GIVEN TASK:
From the entries below, list each line with "components".

PROVIDED MATERIAL:
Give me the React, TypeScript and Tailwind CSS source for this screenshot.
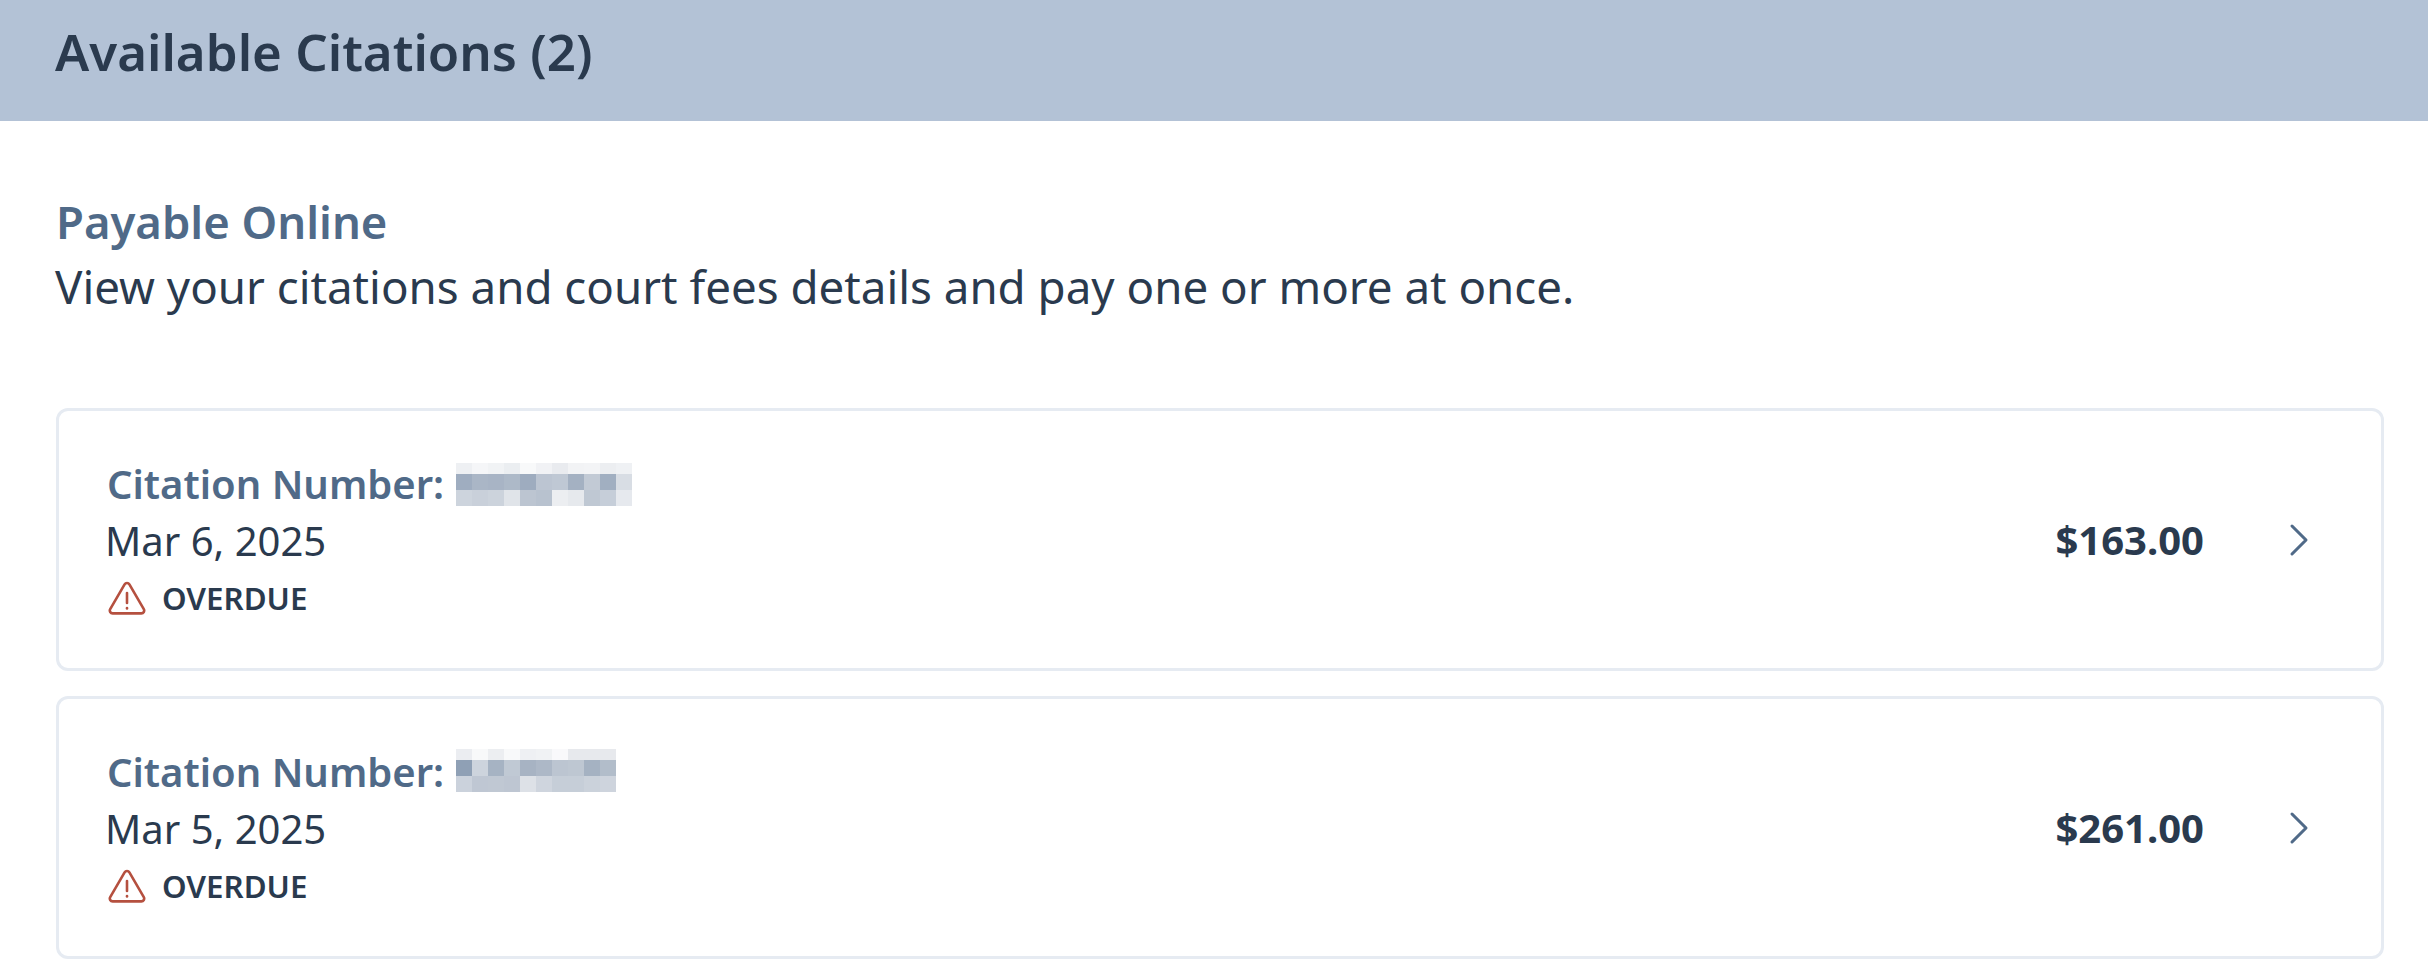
import { ChevronRight } from "lucide-react";

interface Citation {
  date: string;
  amount: string;
  blur: string[][];
  blurTop: string;
}

const citations: Citation[] = [
  {
    date: "Mar 6, 2025",
    amount: "$163.00",
    blurTop: "mt-0",
    blur: [
      ["#eef0f3", "#f5f6f8", "#f1f3f5", "#ebeef1", "#f8f9fa", "#f1f2f5", "#e9ebef", "#f2f3f5", "#f3f4f6", "#eceef1", "#eff1f4"],
      ["#9fadc0", "#aab6c6", "#a8b4c5", "#adb9c8", "#9eacbf", "#bcc5d2", "#bfc8d4", "#a4b1c2", "#c2cad5", "#a1afc1", "#d8dde4"],
      ["#cdd4dd", "#c9d0da", "#ccd3dc", "#e0e4e9", "#bcc5d1", "#b8c2cf", "#eceef1", "#e6e9ed", "#bfc8d3", "#c6ced9", "#e6e9ee"],
    ],
  },
  {
    date: "Mar 5, 2025",
    amount: "$261.00",
    blurTop: "mt-[-3px]",
    blur: [
      ["#ebedf1", "#f8f9fa", "#eceef1", "#f8f9fa", "#eef0f3", "#f0f2f4", "#f9f9fb", "#e7e9ed", "#e7e9ed", "#e7e9ed"],
      ["#8fa0b5", "#cdd4dd", "#a6b3c3", "#c0c9d4", "#a7b3c3", "#adb8c7", "#bcc5d1", "#bec7d2", "#a5b2c2", "#b2bdca"],
      ["#cbd2dc", "#bfc7d3", "#c0c8d3", "#bec6d2", "#dde1e7", "#cfd5de", "#c6ced8", "#c6ced8", "#cbd2db", "#ced4dd"],
    ],
  },
];

function WarningIcon() {
  return (
    <svg width="38" height="34" viewBox="0 0 38 34" fill="none" stroke="#b5503f" strokeWidth="2.6" strokeLinecap="round" strokeLinejoin="round">
      <path d="M16.6 3.4 2.2 28.2A2.8 2.8 0 0 0 4.6 32.4h28.8a2.8 2.8 0 0 0 2.4-4.2L21.4 3.4a2.8 2.8 0 0 0-4.8 0Z" />
      <path d="M19 12v10" />
      <path d="M19 27v.4" />
    </svg>
  );
}

function Mosaic({ rows, top }: { rows: string[][]; top: string }) {
  const heights = ["h-[11px]", "h-4", "h-4"];
  return (
    <span className={`inline-flex flex-col ml-[12px] ${top}`}>
      {rows.map((row, i) => (
        <span key={i} className={`flex ${heights[i]}`}>
          {row.map((color, j) => (
            <span key={j} className="w-4 h-full" style={{ backgroundColor: color }} />
          ))}
        </span>
      ))}
    </span>
  );
}

function CitationCard({ citation }: { citation: Citation }) {
  return (
    <div className="h-[263px] border-[3px] border-[#e6ebf2] rounded-xl flex items-center justify-between pl-[47px] pr-[54px]">
      <div className="flex flex-col -ml-[1px] pt-[6px]">
        <div className="flex items-center h-[54px] pl-[2px] text-[40px] font-semibold text-[#506a88] -mt-[3px]">
          <span>Citation Number:</span>
          <Mosaic rows={citation.blur} top={citation.blurTop} />
        </div>
        <div className="h-[60px] leading-[60px] text-[40px] text-[#2a3a4e]">{citation.date}</div>
        <div className="flex items-center gap-[16px] h-[54px] pl-[3px]">
          <WarningIcon />
          <span className="text-[31.3px] font-semibold text-[#2a3a4e]">OVERDUE</span>
        </div>
      </div>
      <div className="flex items-center">
        <span className="text-[40px] font-bold text-[#2a3a4e]">{citation.amount}</span>
        <ChevronRight className="ml-[67px] w-14 h-14 text-[#506a88]" strokeWidth={1.3} />
      </div>
    </div>
  );
}

export default function App() {
  return (
    <div className="w-[2428px] h-[980px] overflow-hidden bg-white font-['Noto_Sans',sans-serif]">
      <div className="h-[121px] bg-[#b3c2d6] flex items-center pl-[55px] pb-[19px]">
        <h1 className="text-[51px] font-semibold text-[#2a3a4e]">Available Citations (2)</h1>
      </div>
      <div className="px-[56px]">
        <div className="pt-[70px] pb-[93px]">
          <h2 className="text-[45.4px] leading-[60px] font-semibold text-[#506a88]">Payable Online</h2>
          <p className="mt-[6px] text-[45.7px] leading-[58px] text-[#2a3a4e] -ml-[1px]">
            View your citations and court fees details and pay one or more at once.
          </p>
        </div>
        <div className="flex flex-col gap-[25px] w-[2328px]">
          {citations.map((citation) => (
            <CitationCard key={citation.date} citation={citation} />
          ))}
        </div>
      </div>
    </div>
  );
}
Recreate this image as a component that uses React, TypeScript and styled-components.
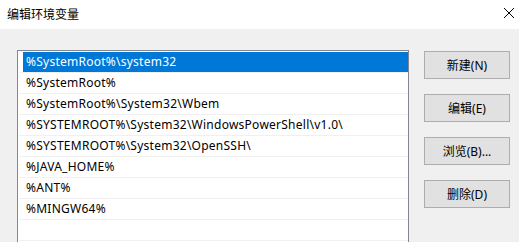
import React from "react";
import styled, { createGlobalStyle } from "styled-components";

const Global = createGlobalStyle`
  html, body { margin: 0; padding: 0; }
  body {
    background: #f0f0f0;
    font-family: "Noto Sans", "Noto Sans CJK SC", sans-serif;
    font-size: 12px;
    color: #000;
    overflow: hidden;
  }
`;

const Window = styled.div`
  width: 519px;
  height: 242px;
  display: flex;
  flex-direction: column;
  overflow: hidden;
`;

const TitleBar = styled.div`
  height: 29px;
  background: #fff;
  display: flex;
  align-items: center;
  justify-content: space-between;
  padding: 0 5px 0 7px;
  flex-shrink: 0;
`;

const Title = styled.span`
  font-size: 12px;
  line-height: 29px;
  font-family: "Noto Sans CJK SC", sans-serif;
  margin-top: -2px;
`;

const Close = styled.div`
  width: 10px;
  height: 10px;
  display: flex;
  margin-top: -3px;
`;

const Body = styled.div`
  display: flex;
  padding: 21px 0 0 17px;
  gap: 15px;
  flex: 1;
  min-height: 0;
`;

const ListBox = styled.div`
  width: 390px;
  height: 220px;
  border: 1px solid #828790;
  background: #fff;
  padding-top: 1px;
  box-sizing: content-box;
  flex-shrink: 0;
`;

const Row = styled.div`
  height: 20px;
  margin-left: 1px;
  border-bottom: 1px solid #f0f0f0;
  display: flex;
`;

const Cell = styled.div<{ $selected?: boolean }>`
  flex: 1;
  margin-left: 4px;
  padding-left: 3px;
  line-height: 20px;
  font-size: 12px;
  letter-spacing: 0.25px;
  white-space: nowrap;
  background: ${(p) => (p.$selected ? "#0078d7" : "transparent")};
  color: ${(p) => (p.$selected ? "#fff" : "#000")};
`;

const Buttons = styled.div`
  display: flex;
  flex-direction: column;
  gap: 15px;
  padding-top: 1px;
`;

const Button = styled.button`
  width: 86px;
  height: 28px;
  background: #e1e1e1;
  border: 1px solid #adadad;
  font-family: "Noto Sans", "Noto Sans CJK SC", sans-serif;
  font-size: 12px;
  color: #000;
  padding: 0;
  margin: 0;
`;

const items = [
  "%SystemRoot%\\system32",
  "%SystemRoot%",
  "%SystemRoot%\\System32\\Wbem",
  "%SYSTEMROOT%\\System32\\WindowsPowerShell\\v1.0\\",
  "%SYSTEMROOT%\\System32\\OpenSSH\\",
  "%JAVA_HOME%",
  "%ANT%",
  "%MINGW64%",
  "",
  "",
];

export default function App() {
  return (
    <Window>
      <Global />
      <TitleBar>
        <Title>编辑环境变量</Title>
        <Close>
          <svg width="10" height="10" viewBox="0 0 10 10">
            <path d="M0 0 L10 10 M10 0 L0 10" stroke="#000" strokeWidth="1" fill="none" />
          </svg>
        </Close>
      </TitleBar>
      <Body>
        <ListBox>
          {items.map((t, i) => (
            <Row key={i}>
              <Cell $selected={i === 0}>{t}</Cell>
            </Row>
          ))}
        </ListBox>
        <Buttons>
          <Button>新建(N)</Button>
          <Button>编辑(E)</Button>
          <Button>浏览(B)...</Button>
          <Button>删除(D)</Button>
        </Buttons>
      </Body>
    </Window>
  );
}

TASK SOLUTION:
Recreate this image as a component that uses React, TypeScript and styled-components.
import styled, { createGlobalStyle } from "styled-components";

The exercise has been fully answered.